The problem here is that when discussing almost anything, from math to ethics, we must first establish some unquestioned first principles, or postulates.

If we agree, without proof, that any two points determine exactly one line, and any three non-colinear points determine exactly one plane, and if two parallel lines are intersected by a transversal, then the corresponding angles are congruent, then we can build a highly complex system of geometry. but we cannot unless we begin by agreeing on those basic definitions, axioms, postulates – statements without proof.

You have skipped that step. You’d like me to agree to your ethical conclusion, but I won’t, since I don’t agree to accept your unstated axioms.

The goal of the profession is not public service. Like any profession, the goal is to provide a service that people will pay for. Pharmacists are not public servants. They are business people, and are in the business to make money.
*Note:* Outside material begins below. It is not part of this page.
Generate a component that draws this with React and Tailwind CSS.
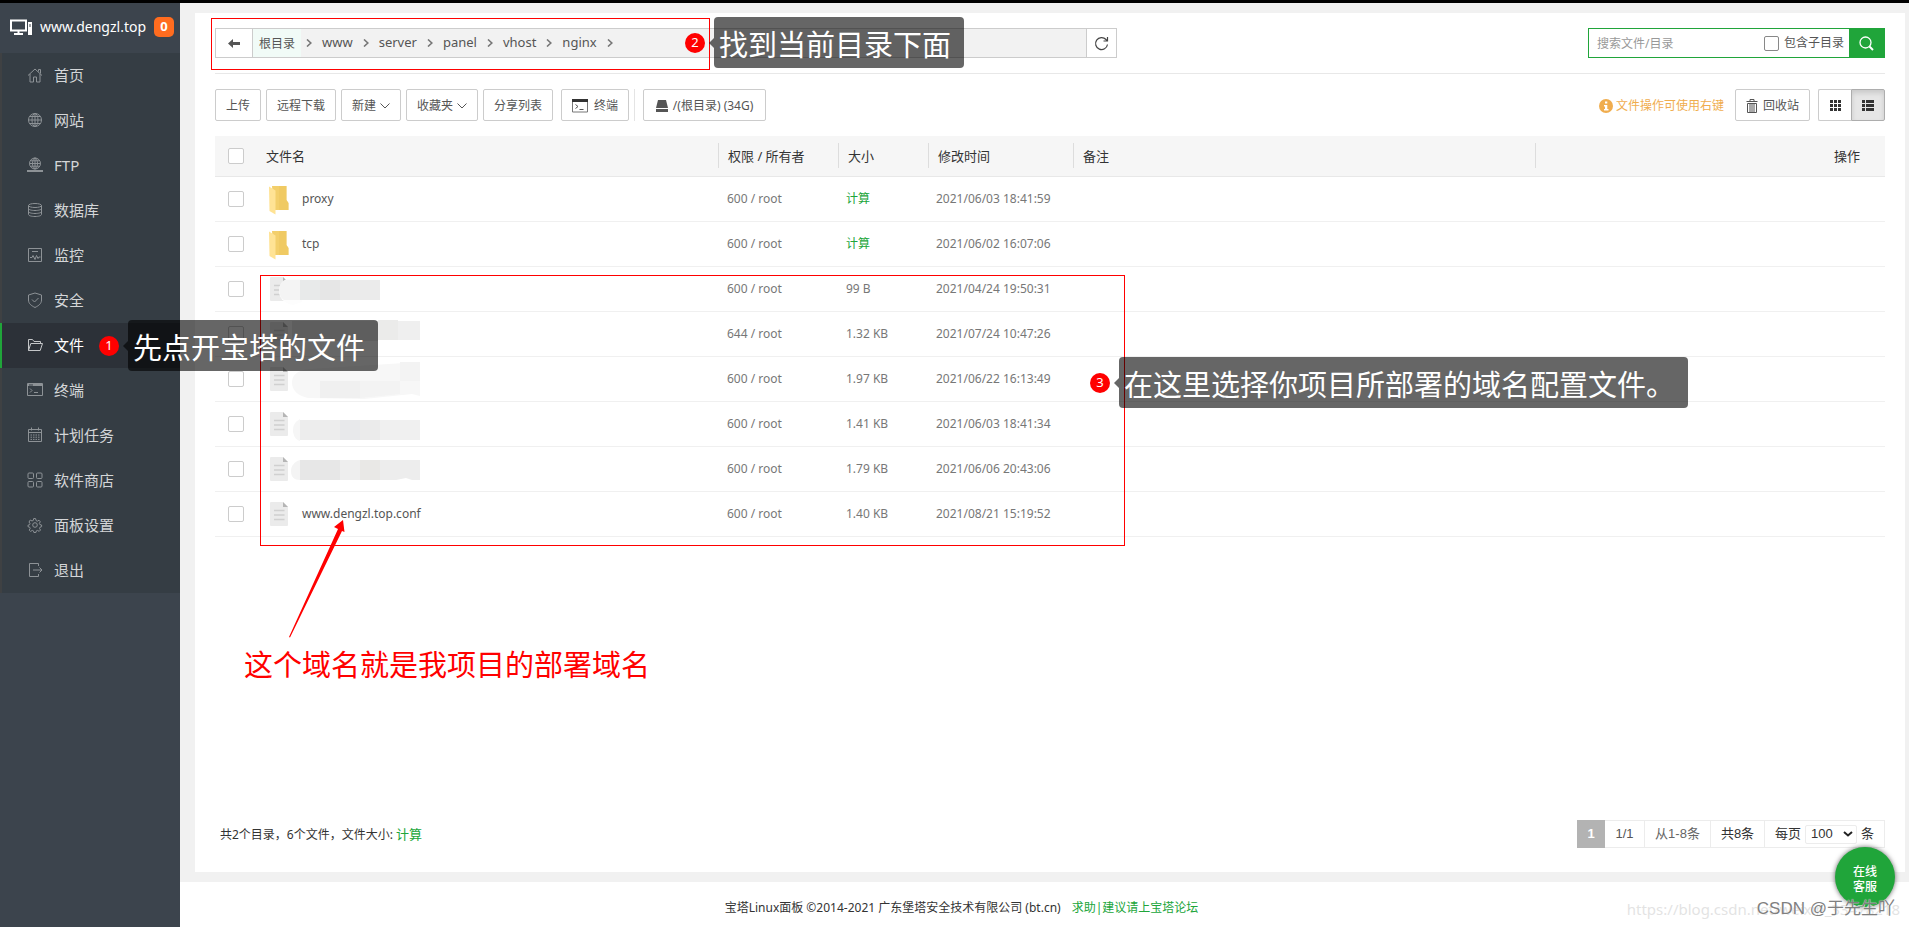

They don’t violate anyone’s freedom. This is the worst sticking point. Violating freedom requires that they impede a course of action to which you have a right. YOU DO NOT HAVE A RIGHT TO BUY PLAN B MEDICATION. That is, you certainly have a right to purchase it from a willing seller. But you don’t have a right to HAVE it, no matter what. A poor woman cannot demand that the pharmacist provide it at no cost, can she? No. She has no more right to buy it than she does to buy anything else: namely, her right ends at a consensual transaction.

The underlying axiom you appear t be relying on is that the pharmacist is a public servant, required to place his business and personal needs below the needs of his customers. This is bull. Pharmacists are professional business people, and are generally entitled to run their business as they wish.

THAT is my axiom.

When I asked for low-dose narcotic cough medicine, I was told “Yes, that is legal without a prescription, but we do not sell it without a prescription.” (paraphrased) I wasn’t happy about it but I didn’t freak out about the store’s policy and demand a fascist law mandating that they sell that legal product.

Enacted by pharmacists who hate and want to punish women, no doubt.